== SUPPLIED DATA ==
==============================

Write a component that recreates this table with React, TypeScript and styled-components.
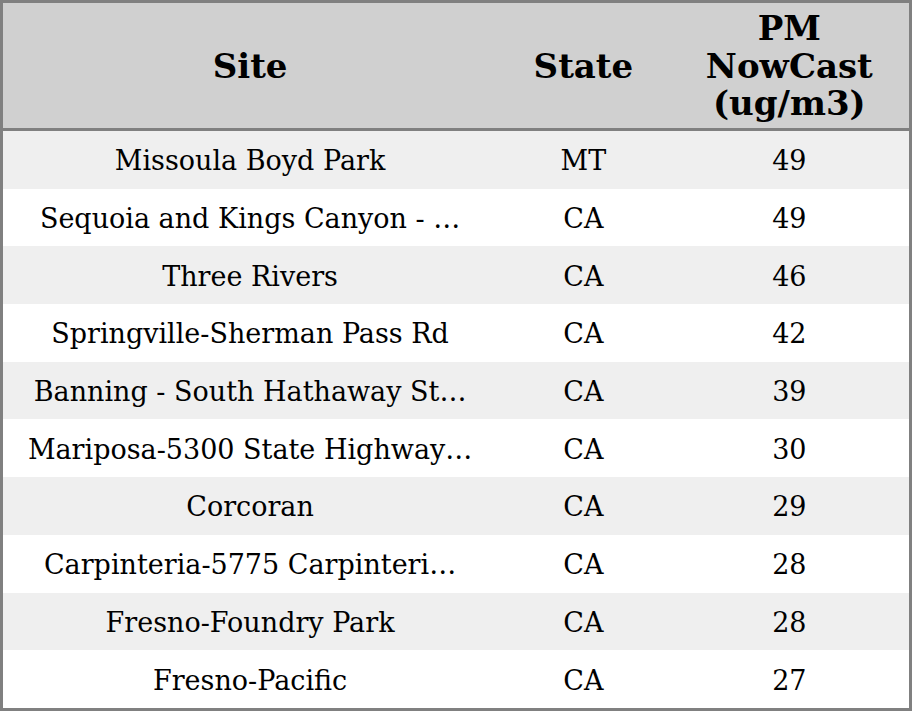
import React from "react";
import styled, { createGlobalStyle } from "styled-components";

const GlobalStyle = createGlobalStyle`
  html, body {
    margin: 0;
    padding: 0;
    background: #ffffff;
  }
  body {
    font-family: "DejaVu Serif", serif;
  }
`;

type Row = { site: string; state: string; pm: number };

const rows: Row[] = [
  { site: "Missoula Boyd Park", state: "MT", pm: 49 },
  { site: "Sequoia and Kings Canyon - Ash Mountain", state: "CA", pm: 49 },
  { site: "Three Rivers", state: "CA", pm: 46 },
  { site: "Springville-Sherman Pass Rd", state: "CA", pm: 42 },
  { site: "Banning - South Hathaway Street", state: "CA", pm: 39 },
  { site: "Mariposa-5300 State Highway 49 North", state: "CA", pm: 30 },
  { site: "Corcoran", state: "CA", pm: 29 },
  { site: "Carpinteria-5775 Carpinteria Ave", state: "CA", pm: 28 },
  { site: "Fresno-Foundry Park", state: "CA", pm: 28 },
  { site: "Fresno-Pacific", state: "CA", pm: 27 },
];

// site names are cut to 27 characters
const shorten = (s: string, max = 27) =>
  s.length > max ? s.slice(0, max) + "…" : s;

const Table = styled.table`
  width: 912px;
  height: 711px;
  box-sizing: border-box;
  border: 3px solid #808080;
  border-collapse: collapse;
  table-layout: fixed;
  color: #000;
`;

const HeadCell = styled.th`
  height: 123px;
  padding: 2px 8px 0;
  background: #d0d0d0;
  border-bottom: 3px solid #808080;
  font-size: 34px;
  font-weight: bold;
  line-height: 37.5px;
  text-align: center;
  vertical-align: middle;
`;

const BodyRow = styled.tr<{ $odd: boolean }>`
  background: ${(p) => (p.$odd ? "#efefef" : "#ffffff")};
`;

const Cell = styled.td`
  height: 55px;
  padding: 2px 8px 0;
  font-size: 27px;
  text-align: center;
  vertical-align: middle;
  white-space: nowrap;
  overflow: hidden;
`;

export default function App() {
  return (
    <>
      <GlobalStyle />
      <Table>
        <colgroup>
          <col style={{ width: 494 }} />
          <col style={{ width: 172 }} />
          <col style={{ width: 240 }} />
        </colgroup>
        <thead>
          <tr>
            <HeadCell>Site</HeadCell>
            <HeadCell>State</HeadCell>
            <HeadCell>PM NowCast (ug/m3)</HeadCell>
          </tr>
        </thead>
        <tbody>
          {rows.map((r, i) => (
            <BodyRow key={i} $odd={i % 2 === 0}>
              <Cell>{shorten(r.site)}</Cell>
              <Cell>{r.state}</Cell>
              <Cell>{r.pm}</Cell>
            </BodyRow>
          ))}
        </tbody>
      </Table>
    </>
  );
}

==============================

== INSTRUCTION ==
Omit the pictures, then output the rest of the listing exactly.

== OUTPUT FOR THIS EXERCISE ==
Write a component that recreates this table with React, TypeScript and styled-components.
import React from "react";
import styled, { createGlobalStyle } from "styled-components";

const GlobalStyle = createGlobalStyle`
  html, body {
    margin: 0;
    padding: 0;
    background: #ffffff;
  }
  body {
    font-family: "DejaVu Serif", serif;
  }
`;

type Row = { site: string; state: string; pm: number };

const rows: Row[] = [
  { site: "Missoula Boyd Park", state: "MT", pm: 49 },
  { site: "Sequoia and Kings Canyon - Ash Mountain", state: "CA", pm: 49 },
  { site: "Three Rivers", state: "CA", pm: 46 },
  { site: "Springville-Sherman Pass Rd", state: "CA", pm: 42 },
  { site: "Banning - South Hathaway Street", state: "CA", pm: 39 },
  { site: "Mariposa-5300 State Highway 49 North", state: "CA", pm: 30 },
  { site: "Corcoran", state: "CA", pm: 29 },
  { site: "Carpinteria-5775 Carpinteria Ave", state: "CA", pm: 28 },
  { site: "Fresno-Foundry Park", state: "CA", pm: 28 },
  { site: "Fresno-Pacific", state: "CA", pm: 27 },
];

// site names are cut to 27 characters
const shorten = (s: string, max = 27) =>
  s.length > max ? s.slice(0, max) + "…" : s;

const Table = styled.table`
  width: 912px;
  height: 711px;
  box-sizing: border-box;
  border: 3px solid #808080;
  border-collapse: collapse;
  table-layout: fixed;
  color: #000;
`;

const HeadCell = styled.th`
  height: 123px;
  padding: 2px 8px 0;
  background: #d0d0d0;
  border-bottom: 3px solid #808080;
  font-size: 34px;
  font-weight: bold;
  line-height: 37.5px;
  text-align: center;
  vertical-align: middle;
`;

const BodyRow = styled.tr<{ $odd: boolean }>`
  background: ${(p) => (p.$odd ? "#efefef" : "#ffffff")};
`;

const Cell = styled.td`
  height: 55px;
  padding: 2px 8px 0;
  font-size: 27px;
  text-align: center;
  vertical-align: middle;
  white-space: nowrap;
  overflow: hidden;
`;

export default function App() {
  return (
    <>
      <GlobalStyle />
      <Table>
        <colgroup>
          <col style={{ width: 494 }} />
          <col style={{ width: 172 }} />
          <col style={{ width: 240 }} />
        </colgroup>
        <thead>
          <tr>
            <HeadCell>Site</HeadCell>
            <HeadCell>State</HeadCell>
            <HeadCell>PM NowCast (ug/m3)</HeadCell>
          </tr>
        </thead>
        <tbody>
          {rows.map((r, i) => (
            <BodyRow key={i} $odd={i % 2 === 0}>
              <Cell>{shorten(r.site)}</Cell>
              <Cell>{r.state}</Cell>
              <Cell>{r.pm}</Cell>
            </BodyRow>
          ))}
        </tbody>
      </Table>
    </>
  );
}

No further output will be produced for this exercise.